Loro sicuramente hanno meno di tutto, dai generi alimentari all’igiene delle abitazioni e degli insediamenti, alle cure mediche ecc. ecc. ma hanno meno ansia e, per quanto ho potuto vedere, non conoscono la pazzia.

Nel nostro mondo, perfino i bambini vivono situazioni di disagio stressanti.

Fin dalla scuola materna vengono richiesti standard di risposte, standard di comportamenti mentre dovremmo riconoscer loro solo una graduale e serena presa di coscienza del mondo che li circonda…..

La stessa scuola elementare mette paura ai bambini, paura di non essere all’altezza, paura di essere meno degli altri. Il voto che talvolta viene esibito è un’arma a doppio taglio, premio e condanna e comunque, ogni bambino sa che la sua giornata è scandita da una serie di impegni inderogabili e irrinunciabili che si moltiplicheranno nel resto della sua vita e dentro i quali dovrà tentare di “sopravvivere”.

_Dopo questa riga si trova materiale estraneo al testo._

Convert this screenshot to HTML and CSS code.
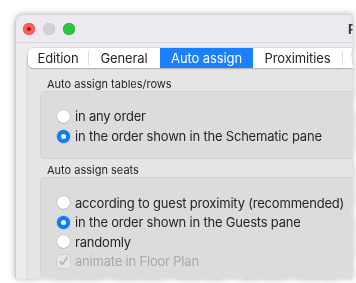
FILE: index.html
```html
<!DOCTYPE html>
<html>
<head>
<meta charset="utf-8">
<link rel="stylesheet" href="styles.css">
</head>
<body>
<div class="frame">
  <div class="window">
    <div class="titlebar">
      <span class="light red"><span class="dot"></span></span>
      <span class="light grey"></span>
      <span class="light green"></span>
      <span class="title">Preferences</span>
    </div>
    <div class="content">
      <div class="tabview">
        <div class="tabs">
          <div class="tab t1">Edition</div>
          <div class="tab t2">General</div>
          <div class="tab t3 active">Auto assign</div>
          <div class="tab t4">Proximities</div>
          <div class="tab t5">Floor Plan</div>
        </div>
        <div class="glabel first">Auto assign tables/rows</div>
        <div class="group g1">
          <div class="row"><span class="radio"></span>in any order</div>
          <div class="row"><span class="radio on"></span>in the order shown in the Schematic pane</div>
        </div>
        <div class="glabel">Auto assign seats</div>
        <div class="group g2">
          <div class="row"><span class="radio"></span>according to guest proximity (recommended)</div>
          <div class="row"><span class="radio on"></span>in the order shown in the Guests pane</div>
          <div class="row"><span class="radio"></span>randomly</div>
          <div class="row disabled"><span class="check"><svg width="11" height="11" viewBox="0 0 11 11"><path d="M2 5.8 L4.4 8.4 L9 1.8" fill="none" stroke="#b4b4b4" stroke-width="1.6" stroke-linecap="round" stroke-linejoin="round"/></svg></span>animate in Floor Plan</div>
        </div>
      </div>
    </div>
  </div>
</div>
</body>
</html>
```
FILE: styles.css
```css
html, body {
  margin: 0;
  padding: 0;
  background: #ffffff;
  width: 356px;
  height: 283px;
  overflow: hidden;
  font-family: Inter, "Liberation Sans", sans-serif;
  color: #262626;
}
.frame {
  padding: 14px 0 0 15px;
  filter: drop-shadow(0 0 3px rgba(0,0,0,0.3));
}
.window {
  width: 338px;
  height: 265px;
  box-sizing: border-box;
  border-radius: 9px 0 0 0;
  border-left: 1px solid #cfcbd1;
  border-top: 1px solid #d6d2d8;
  background: #ececec;
  overflow: hidden;
  display: flex;
  flex-direction: column;
  clip-path: polygon(0 0, 338px 0, 336px 6px, 338px 12px, 337px 20px, 338px 30px, 336px 40px, 338px 52px, 337px 64px, 338px 78px, 336px 92px, 338px 104px, 337px 118px, 338px 130px, 336px 144px, 338px 158px, 337px 170px, 338px 184px, 336px 198px, 338px 212px, 337px 226px, 338px 238px, 336px 250px, 338px 262px, 336px 265px, 328px 263px, 318px 265px, 306px 264px, 292px 265px, 278px 263px, 262px 265px, 248px 264px, 232px 265px, 218px 263px, 202px 265px, 186px 264px, 170px 265px, 156px 263px, 140px 265px, 124px 264px, 108px 265px, 94px 263px, 78px 265px, 62px 264px, 46px 265px, 30px 263px, 16px 265px, 0 264px);
}
.titlebar {
  height: 27px;
  flex-shrink: 0;
  background: #ede9f0;
  border-bottom: 1px solid #d9d5dc;
  display: flex;
  align-items: center;
  padding-left: 7px;
  gap: 8px;
  white-space: nowrap;
}
.light {
  width: 12px;
  height: 12px;
  border-radius: 50%;
  flex-shrink: 0;
  display: flex;
  align-items: center;
  justify-content: center;
}
.red { background: #fe5f57; box-shadow: inset 0 0 0 0.5px #e14640; }
.red .dot { width: 4px; height: 4px; border-radius: 50%; background: #8c1a10; }
.grey { background: #d5d1d8; box-shadow: inset 0 0 0 0.5px #c4c0c7; }
.green { background: #28c840; box-shadow: inset 0 0 0 0.5px #1fa934; }
.title {
  margin-left: 265px;
  font-size: 13px;
  font-weight: 700;
  color: #333;
  flex-shrink: 0;
}
.content {
  flex: 1;
  display: flex;
  padding-left: 10px;
  background: #ececec;
}
.tabview {
  flex: 1;
  margin-top: 15px;
  border-left: 1px solid #d8d8d8;
  border-top: 1px solid #d3d3d3;
  background: #e5e5e5;
  display: flex;
  flex-direction: column;
  min-width: 0;
}
.tabs {
  margin-top: -11px;
  margin-left: 1px;
  height: 20px;
  display: flex;
  background: #ffffff;
  border-radius: 5px 0 0 5px;
  box-shadow: 0 0 0 0.5px rgba(0,0,0,0.15), 0 1px 1.5px rgba(0,0,0,0.18);
  font-size: 13px;
  line-height: 20px;
  letter-spacing: -0.1px;
  white-space: nowrap;
  overflow: hidden;
}
.tab {
  flex-shrink: 0;
  text-align: center;
  position: relative;
  color: #262626;
}
.tab + .tab::before {
  content: "";
  position: absolute;
  left: 0;
  top: 3px;
  bottom: 3px;
  width: 1px;
  background: #dcdcdc;
}
.t1 { width: 60px; border-radius: 5px 0 0 5px; }
.t2 { width: 72px; }
.t3 { width: 93px; }
.t4 { width: 89px; }
.t5 { width: 100px; }
.tab.active {
  background: #1a80fb;
  color: #ffffff;
}
.tab.active::before, .tab.active + .tab::before { display: none; }
.glabel {
  margin: 4px 0 0 20px;
  font-size: 11px;
  line-height: 14px;
  color: #262626;
}
.glabel.first { margin-top: 9px; }
.group {
  margin-left: 13px;
  margin-right: -20px;
  background: #dcdcdc;
  border: 1px solid #d3d3d3;
  border-radius: 5px;
  box-sizing: border-box;
}
.g1 { height: 68px; padding-top: 14px; }
.g2 { flex: 1; padding-top: 15px; }
.row {
  height: 20px;
  display: flex;
  align-items: center;
  gap: 5px;
  padding-left: 16px;
  font-size: 13px;
  letter-spacing: -0.2px;
  white-space: nowrap;
}
.g2 .row { height: 19.5px; }
.radio {
  width: 13px;
  height: 13px;
  border-radius: 50%;
  background: #ffffff;
  box-sizing: border-box;
  box-shadow: 0 0 0 0.5px rgba(0,0,0,0.12), 0 0.5px 1px rgba(0,0,0,0.2);
  flex-shrink: 0;
  display: flex;
  align-items: center;
  justify-content: center;
}
.radio.on {
  background: #0a7dfd;
  box-shadow: 0 0 0 0.5px rgba(0,80,200,0.3);
}
.radio.on::after {
  content: "";
  width: 5px;
  height: 5px;
  border-radius: 50%;
  background: #ffffff;
}
.check {
  width: 13px;
  height: 13px;
  border-radius: 3px;
  background: #e6e6e6;
  box-shadow: 0 0 0 0.5px rgba(0,0,0,0.1);
  flex-shrink: 0;
  display: flex;
  align-items: center;
  justify-content: center;
}
.row.disabled { color: #a9a9a9; }
```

Mi ricordo che in seguito a certi esperimenti effettuati su cavie e topolini vari, era risultato un aumento dell’aggressività proporzionale alla diminuzione dello spazio destinato a ciascun animale.

Il gomito a gomito costringe ad agire sempre in difesa: in casa, in strada e nel lavoro. Che ci siano pesanti conseguenze della ferocia e della spietatezza del mondo così com’è ora, mi pare evidente dal disagio che traspare chiarissimamente da certi comportamenti privati e pubblici, dal numero di episodi di follia che monta pericolosamente.

Potrei dire come Popper che la nostra società è la migliore tra quelle che l’umanità ha prodotto finora e, ne sono convinta, ma il grande filosofo ha detto anche che è necessario riconoscere e correggere gli errori che facciamo se vogliamo migliorare.

Dovremmo riconoscere, per esempio, che tutto il nostro sofisticato mondo non tiene affatto conto della salute mentale delle persone.

Il lavoro è una specie di prigione dalla quale non abbiamo modo di scappare pena la fame e il bisogno e soprattutto, non lascia spazi sufficienti perché l’uomo possa dedicarsi ad altre attività se non come fuga estremamente temporanea che alla fine diventa stressante come il lavoro.

L’organizzazione della società dei Kuna è semplice, ma è chiaro che il problema del tempo personale non appartiene a questa etnia.

“Domani” è una indicazione di massima che può non significare davvero domani ma anche il prossimo mese e oltre.

La nostra civiltà che ha preteso di costruire un paradiso, di fatto ha costruito un inferno da cui sarà difficile uscire e dove non c’è pietà per nessuno.

I doveri sono incombenti, come i rumori della civiltà che ci martellano senza soluzione. I tempi della persona sono contratti al punto che da vero protagonista è diventata poco più che uno strumento. Prendersi del tempo per sé è un optional che soccombe dinanzi alla “ragion di lavoro”, più forte e cogente della “ragion di stato”.

La società dei Kuna è fortemente imperfetta, certo, ma da quella potremo almeno prendere le cose buone che difende tutt’ora anche se non so per quanto potrà reggere. La salute mentale è importante quanto quella fisica e per essa non valgono i successi professionali, le vite brillanti. Vale solo il tempo “nostro” che significa rispetto doveroso della complessità della persona, che vuol dire anche maggiore libertà non solo dal bisogno materiale, ma che è anche quella di respirare ogni tanto, con calma, nella silenziosa, ricca e variopinta diversità del mondo.

E infine, la grandezza di una civiltà non sta nell’arroccarsi sui valori della tradizione, pur fondamentale, ma nel saper correggere ed aggiustare un percorso sfuggito dalle mani, nel saper apprezzare quello che altre civiltà hanno colto nel rispetto della persona, senza il quale, ogni crescita non è che illusione pura.

“L’età chiedeva soprattutto uno stampo di gesso” scriveva Pound agli inizi del secolo scorso, per incitare uomini e artisti a liberarsi da quel busto e ad essere elasticamente tesi ad un mondo migliore.